Low-Rank completion via SVD#

In this tutorial we will present an example of low-rank matrix completion. Contrarily to most of the examples in this library (and PyLops), the regularizer is here applied to a matrix, which is obtained by reshaping the model vector that we wish to solve for.

In this example we will consider the following forward problem:

$\mathbf{y} = \mathbf{R} \mathbf{x}$

where $$\mathbf{R}$$ is a restriction operator, which applied to $$\mathbf{x}=\operatorname{vec}(\mathbf{X})$$, the vectorized version of a 2d image of size $$n \times m$$, selects a reasonably small number of samples $$p \ll nm$$ that form the vector $$\mathbf{y}$$. Note that any other modelling operator could be used here, for example a 2D convolutional operator in the case of deblurring or a 2D FFT plus restriction in the case of MRI scanning.

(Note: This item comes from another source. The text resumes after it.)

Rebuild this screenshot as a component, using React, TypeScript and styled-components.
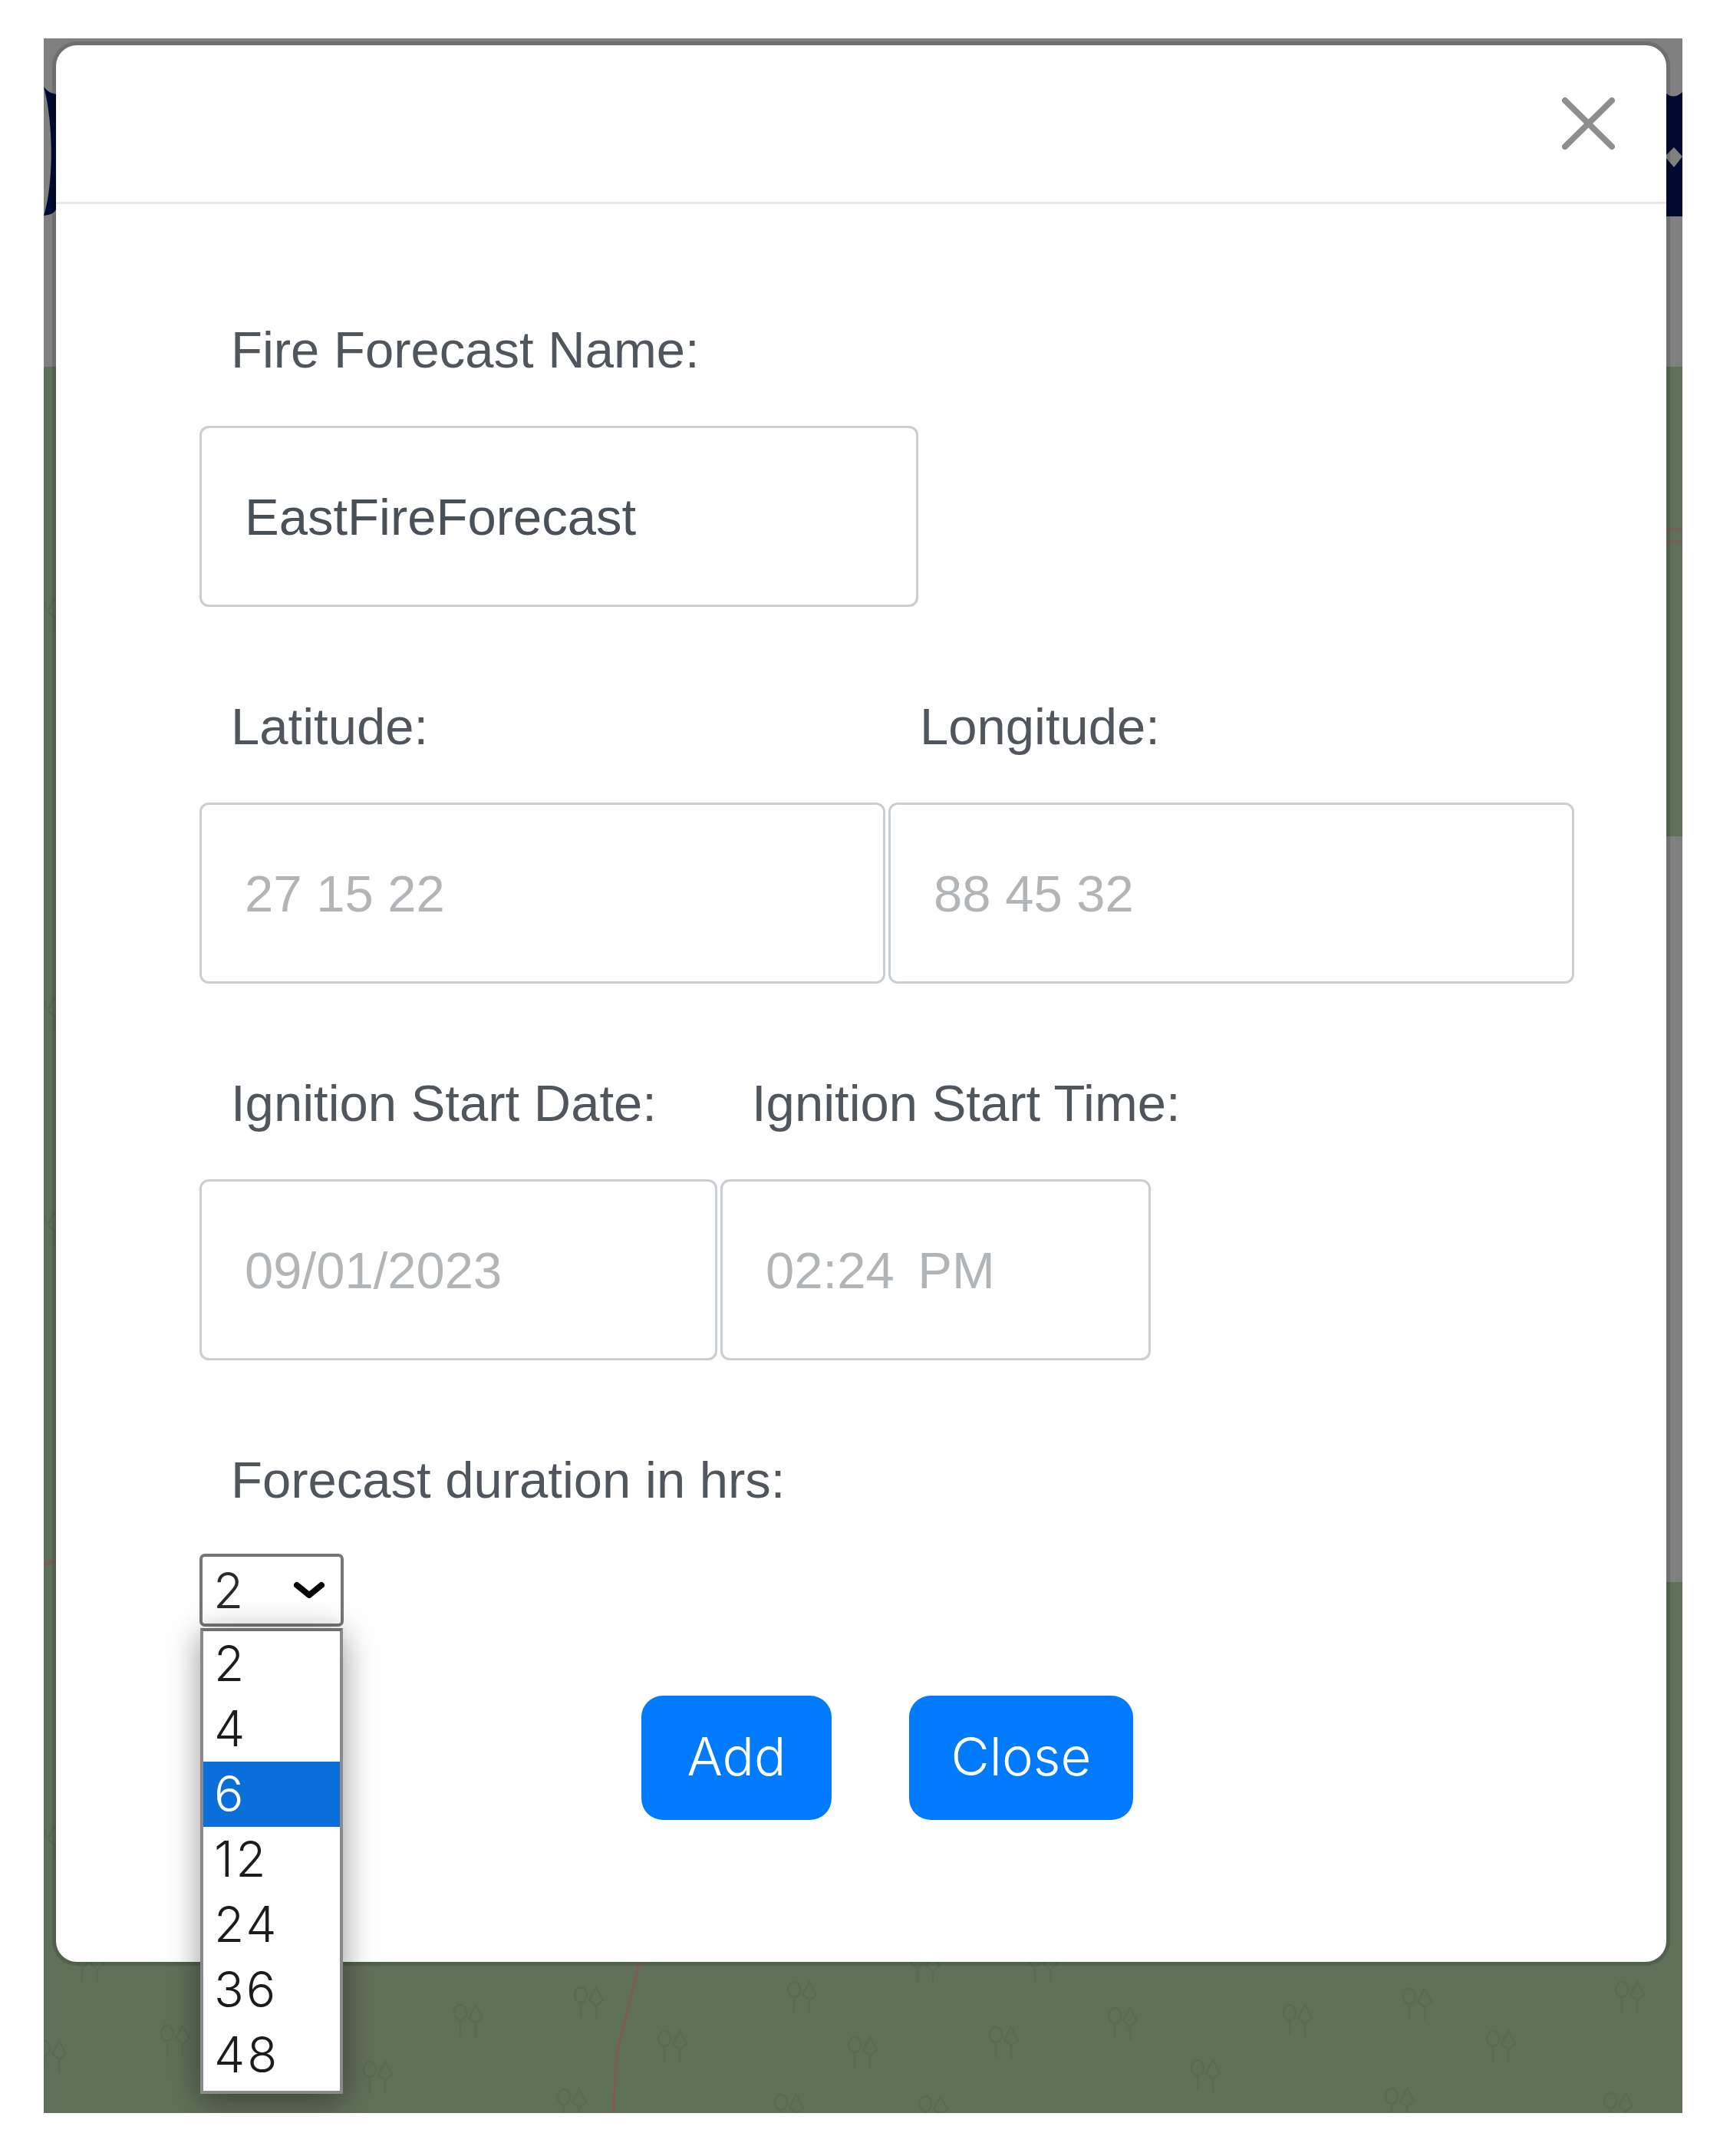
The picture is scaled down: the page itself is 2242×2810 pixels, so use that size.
import React from "react";
import styled, { createGlobalStyle } from "styled-components";

const Global = createGlobalStyle`
  html, body { margin: 0; padding: 0; background: #fff; }
  * { box-sizing: border-box; }
`;

const Page = styled.div`
  width: 2242px;
  height: 2810px;
  padding: 50px 49px 56px 57px;
  font-family: "Liberation Sans", Arial, sans-serif;
`;

const Backdrop = styled.div`
  position: relative;
  width: 2136px;
  height: 2704px;
  padding: 4px 16px 0 11px;
  overflow: hidden;
`;

const MapArt = styled.svg`
  position: absolute;
  inset: 0;
  width: 100%;
  height: 100%;
`;

const Modal = styled.div`
  position: relative;
  display: flex;
  flex-direction: column;
  width: 2109px;
  height: 2508px;
  background: #fff;
  background-clip: padding-box;
  border: 5px solid rgba(0, 0, 0, 0.13);
  border-radius: 32px;
`;

const Header = styled.div`
  display: flex;
  justify-content: flex-end;
  align-items: flex-start;
  flex: none;
  height: 207px;
  padding: 68px 67px 0 0;
  border-bottom: 3px solid #e6eaee;
`;

const CloseIcon = styled.button`
  display: block;
  width: 69px;
  height: 68px;
  padding: 0;
  border: 0;
  background: none;
  color: #8e8e8e;
`;

const Body = styled.div`
  display: flex;
  flex-direction: column;
  padding: 137px 0 0 187px;
`;

const Row = styled.div`
  display: flex;
  margin-bottom: 103px;
`;

const Field = styled.div`
  display: flex;
  flex-direction: column;
  margin-right: 4px;
`;

const Label = styled.label`
  display: block;
  height: 105px;
  margin-bottom: 47px;
  padding-left: 41px;
  font-size: 67px;
  line-height: 105px;
  color: #50565c;
  white-space: nowrap;
`;

const Input = styled.input<{ $w: number }>`
  display: block;
  width: ${(p) => p.$w}px;
  height: 236px;
  padding: 0 0 0 56px;
  border: 3px solid #c9ced3;
  border-radius: 12px;
  background: #fff;
  font-family: "Liberation Sans", Arial, sans-serif;
  font-size: 67px;
  color: #495057;
  outline: none;
  &::placeholder {
    color: #b2b5b8;
    opacity: 1;
  }
`;

const TimeInput = styled(Input)`
  &::placeholder {
    word-spacing: 12px;
  }
`;

const SelectLabel = styled(Label)`
  margin-bottom: 44px;
`;

const SelectWrap = styled.div`
  position: relative;
  width: 188px;
`;

const SelectBox = styled.div`
  display: flex;
  align-items: center;
  justify-content: space-between;
  width: 188px;
  height: 95px;
  padding: 0 21px 0 14px;
  border: 4px solid #767676;
  border-radius: 7px;
  background: #fff;
  font-family: Inter, "Liberation Sans", sans-serif;
  font-size: 64px;
  font-weight: 300;
  color: #2b2b2b;
`;

const Chevron = styled.svg`
  display: block;
  width: 40px;
  height: 24px;
`;

const OptionList = styled.ul`
  position: absolute;
  z-index: 5;
  top: 97px;
  left: 1px;
  width: 186px;
  margin: 0;
  padding: 0 0 4px;
  list-style: none;
  background: #fff;
  border: 4px solid #8a8a8a;
  border-top-color: #6f6f6f;
  box-shadow: 0 8px 40px rgba(0, 0, 0, 0.42);
`;

const Option = styled.li<{ $active?: boolean }>`
  height: 85px;
  padding-left: 14px;
  font-family: Inter, "Liberation Sans", sans-serif;
  font-size: 64px;
  font-weight: 300;
  letter-spacing: 3px;
  line-height: 83px;
  color: ${(p) => (p.$active ? "#fff" : "#1c1c1c")};
  background: ${(p) => (p.$active ? "#0a6fd8" : "transparent")};
`;

const Actions = styled.div`
  display: flex;
  gap: 101px;
  margin: 90px 0 0 576px;
`;

const Action = styled.button<{ $w: number }>`
  width: ${(p) => p.$w}px;
  height: 162px;
  padding: 0 0 5px;
  border: 0;
  border-radius: 28px;
  background: #007bff;
  color: #fff;
  font-family: Inter, "Liberation Sans", sans-serif;
  font-size: 69px;
  font-weight: 300;
`;

const trees: [number, number][] = [
  [118, 2563], [68, 2680], [229, 2660], [493, 2707], [611, 2633], [768, 2610],
  [877, 2667], [746, 2743], [1046, 2603], [1029, 2750], [1125, 2675],
  [1207, 2565], [1360, 2563], [1309, 2662], [1464, 2637], [1692, 2633], [1848, 2612],
  [1572, 2705], [1825, 2742], [1957, 2667], [2125, 2603], [2110, 2748], [1217, 2752],
  [62, 800], [62, 1320], [62, 1600], [62, 2400],
];

const options = ["2", "4", "6", "12", "24", "36", "48"];

function Map() {
  return (
    <MapArt viewBox="57 50 2136 2704" preserveAspectRatio="none">
      <rect x="57" y="50" width="2136" height="428" fill="#808080" />
      <rect x="57" y="478" width="2136" height="2276" fill="#5f7059" />
      <rect x="2100" y="1090" width="93" height="972" fill="#808080" />
      <path d="M57 113 C66 125 74 120 74 125 L74 270 C72 280 62 280 57 281 C70 240 70 160 57 113 Z" fill="#000a30" />
      <path d="M2165 120 L2172 122 Q2182 130 2193 120 L2193 282 L2165 282 Z" fill="#000a30" />
      <path d="M2182 192 L2193 204 L2182 218 L2170 204 Z" fill="#808080" />
      <g fill="none" stroke="#7d5c58" strokeWidth="3.5">
        <path d="M834 2550 C824 2610 806 2650 803 2690 C801 2720 800 2740 799 2754" />
        <path d="M57 2040 L74 2033" />
        <path d="M2172 692 Q2182 686 2193 692" />
        <path d="M2172 708 Q2182 702 2193 708" />
      </g>
      <g fill="none" stroke="#596a53" strokeWidth="2.5">
        {trees.map(([x, y]) => (
          <g key={`${x}-${y}`} transform={`translate(${x - 20} ${y - 20})`}>
            <ellipse cx="9" cy="10" rx="8" ry="10" />
            <path d="M9 20 V40" />
            <path d="M29 0 L38 17 L29 24 L20 17 Z" />
            <path d="M29 24 V42" />
          </g>
        ))}
      </g>
    </MapArt>
  );
}

export default function App() {
  return (
    <Page>
      <Global />
      <Backdrop>
        <Map />
        <Modal>
          <Header>
            <CloseIcon aria-label="Close">
              <svg viewBox="0 0 69 68" width="69" height="68" fill="none" stroke="currentColor" strokeWidth="8" strokeLinecap="round">
                <path d="M4 4 L65 64 M65 4 L4 64" />
              </svg>
            </CloseIcon>
          </Header>
          <Body>
            <Row>
              <Field>
                <Label>Fire Forecast Name:</Label>
                <Input $w={937} readOnly defaultValue="EastFireForecast" />
              </Field>
            </Row>
            <Row>
              <Field>
                <Label>Latitude:</Label>
                <Input $w={894} readOnly placeholder="27 15 22" />
              </Field>
              <Field>
                <Label>Longitude:</Label>
                <Input $w={894} readOnly placeholder="88 45 32" />
              </Field>
            </Row>
            <Row>
              <Field>
                <Label>Ignition Start Date:</Label>
                <Input $w={675} readOnly placeholder="09/01/2023" />
              </Field>
              <Field>
                <Label>Ignition Start Time:</Label>
                <TimeInput $w={561} readOnly placeholder="02:24 PM" />
              </Field>
            </Row>
            <SelectLabel>Forecast duration in hrs:</SelectLabel>
            <SelectWrap>
              <SelectBox>
                2
                <Chevron viewBox="0 0 40 24" fill="none" stroke="#000" strokeWidth="8" strokeLinecap="round" strokeLinejoin="round">
                  <path d="M4 5 L20 18 L36 5" />
                </Chevron>
              </SelectBox>
              <OptionList>
                {options.map((o) => (
                  <Option key={o} $active={o === "6"}>{o}</Option>
                ))}
              </OptionList>
            </SelectWrap>
            <Actions>
              <Action $w={248}>Add</Action>
              <Action $w={292}>Close</Action>
            </Actions>
          </Body>
        </Modal>
      </Backdrop>
    </Page>
  );
}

The problem we want to solve can be mathematically described as:

$\argmin_\mathbf{x} \frac{1}{2}\|\mathbf{y}-\mathbf{Rx}\|_2^2 + \mu \|\mathbf{X}\|_*$

or

$\argmin_\mathbf{x} \frac{1}{2}\|\mathbf{y}-\mathbf{Rx}\|_2^2 \; \text{s.t.} \; \|\mathbf{X}\|_* < \mu$

where $$\|\mathbf{X}\|_*=\sum_i \sigma_i$$ is the nuclear norm of $$\mathbf{X}$$ (i.e., the sum of the singular values).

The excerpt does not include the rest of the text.